Standing Toe to Toe with COVID-19

In 2019, Jamie and her leadership team narrowed in on strategic planning for the business. “We ended up doubling our company. My entire leadership team stepped it up. We had our best fiscal year for the entire company,” Jamie shares. “And then COVID-19 hit around March 13th.”

The pandemic raced across the country and shifted the way Midwest Maintenance and their clients were doing business. Some companies needed to scale back and others needed a greater degree of disinfecting and sanitizing their buildings.

With its 55 years of dig-deep tenacity and proven business savvy, Midwest Maintenance stepped up to the challenge in the unsettling times. Jamie also sought the counsel of the wise, humble founders of the company.

“I talked it out with my dad. With COVID, we just didn’t know what was going to happen to the business,” Jamie explains. “At the end of the day, my leadership team all stood up to real leadership. We pulled together to really bond. We grew trust and confidence in one another and did not sit back on our laurels.”
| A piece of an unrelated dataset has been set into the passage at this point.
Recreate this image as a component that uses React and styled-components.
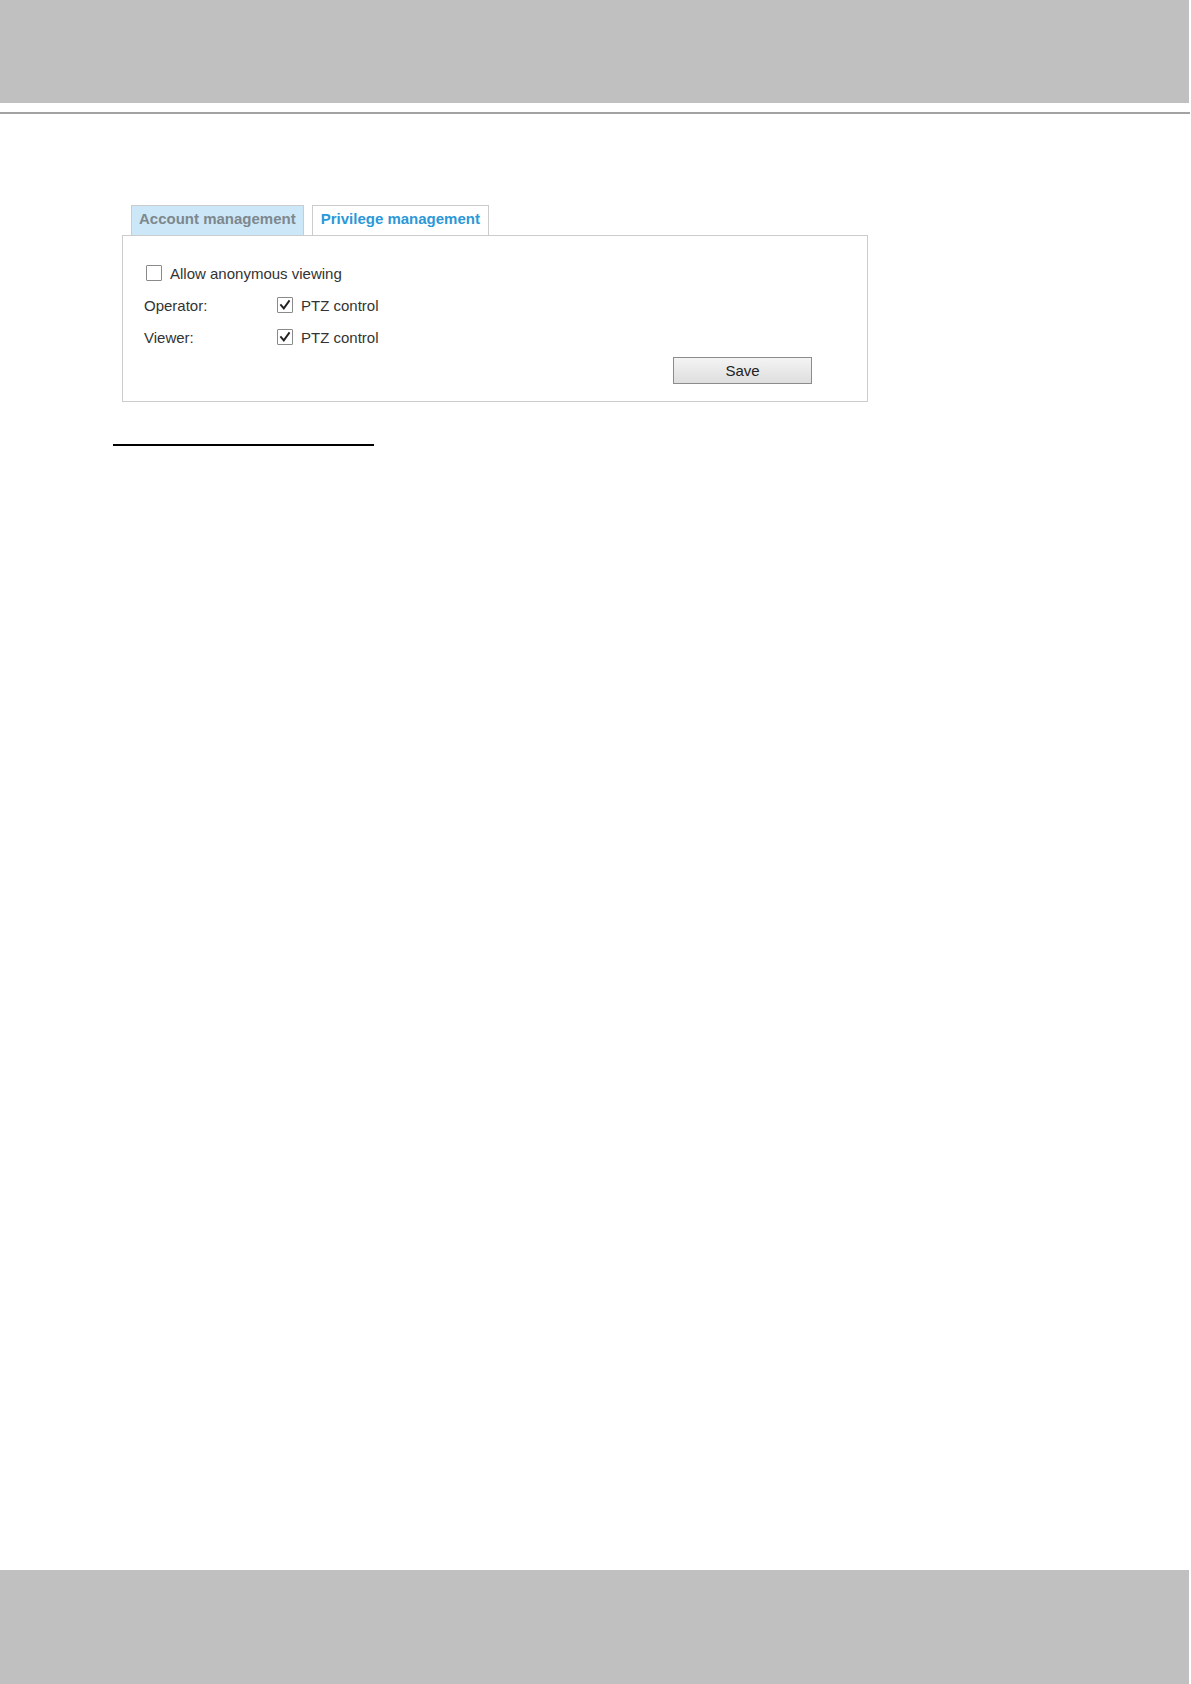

With a stellar reputation stretching over five and a half decades, Midwest Maintenance has stood toe to toe with the disinfecting protocols that COVID-19 requires. The company proved an industry leader in implementing innovations in cleaning techniques. The Clorox® Total 360® electrostatic sprayer is now a frontline defender in the company’s cleaning portfolio. Before the pandemic, disinfecting an arena would take dozens of people a whole day but now only takes about three hours.

Reinventing the Business

Jamie and her teams have long said that their sanitizing and disinfecting helps boost productivity for businesses, especially during cold and flu season. Now stopping the spread of communicable diseases has earned Midwest Maintenance greater relevance with clients and the general public. Even when Jamie herself contracted the coronavirus in September and quarantined at home, she took a step back to see her leadership team continue to move forward.

“The year 2020 has been a crazy year of resilience. I feel grateful for my health, my family, my kids. I feel grateful for my team at Midwest Maintenance and I’m really excited about this coming year,” Jamie shares. “In about three to six months our company is going to really start to see the fruit of what we’ve been planting. During COVID we didn’t just stop to put out fires. We made the decision to go forward with our future, with our one-year, three-year and 10-year plans in building business. We reinvented ourselves. That gives me hope. It gives me excitement for the possibilities.”

With the Gutierrez family, excitement for the possibilities no doubt took root back in the family garage and on those early Saturday mornings when Jamie was wiping out ashtrays. Congratulations Paul, Alice and Jamie for modeling a legacy of hard work, exceptional service and the foresight to promote people along the way.